Lets see what are the consequences of this choice to the expected relative number of samples with a given energy E, $H(E)$:

$$H(E) = \int \delta(E - E(x)) \pi(E(x)) P(x) dx = e^{-\beta E} P(E)/Z$$

where $P(E)$ is the marginal of $E$, given by

$$P(E) = \int P(x,E) dx = \int \delta(E - E(x)) P(x)dx$$

and $Z(\beta) = \int e^{-\beta E} P(E) dE$ is the normalization constant.

It is customary to write $P(E) = \exp(S(E))$ where $S$ is the entropy. This leads to

$$H(E) \propto e^{-\beta E + S(E)}$$

and the maximum of $H(E)$ occurs for $E^*$ solution of $\beta = dS/dE(E^*)$.(*)

Under the assumption that $dS/dE(E^*)$ is monotonic decreasing, increasing $\beta$ decreases $E^*$. In particular, as $\beta$ approaches $\infty$ ($-\infty$), the distribution $H(E)$ approaches a Dirac delta at $E^*=E_\min$ ($E^*=E_\max$).

When 1) $dS/dE(E^*)$ is not monotonically decreasing, this typically leads to an ergodicity breaking of the algorithm and other approaches are required. It can also happen that, even though $dS/dE(E^*)$ is monotonically decreasing, 2) the function $E(x)$ is very "rough" and the algorithm gets stuck on a particular local minima for an arbitrary long time.

To avoid 2), stimulated annealing is typically employed. To avoid 1) I'm not sure what it is typically done. I often use flat-histogram for both 1) and 2).

Two notes:

  1. Stimulated annealing is not a MCMC because changing $\beta$ during the simulation makes the transition probability to depend on $t$ and therefore makes the algorithm non-markovian.
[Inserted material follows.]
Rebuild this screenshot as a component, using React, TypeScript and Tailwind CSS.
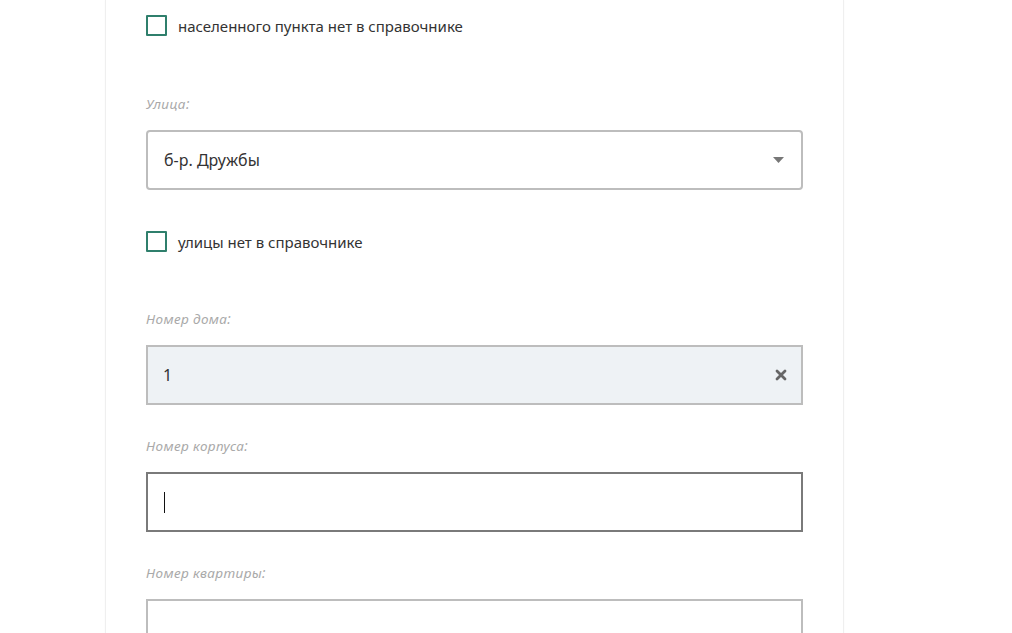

  2. MH with $\beta \rightarrow \infty$ does not converge to the target distribution because it violates ergodicity. Once a given $E^*$ is achieved, any state with $E \le E^*$ is unvisitable.

The tricky part about reaching or not reaching the global minima requires analysing the actual convergence of the algorithm (e.g. polynomial, exponential); but I'm not familiar with these results. Maybe others can help on this.

(*) It is not a coincidence that this is also a definition of the microscopic thermodynamic temperature.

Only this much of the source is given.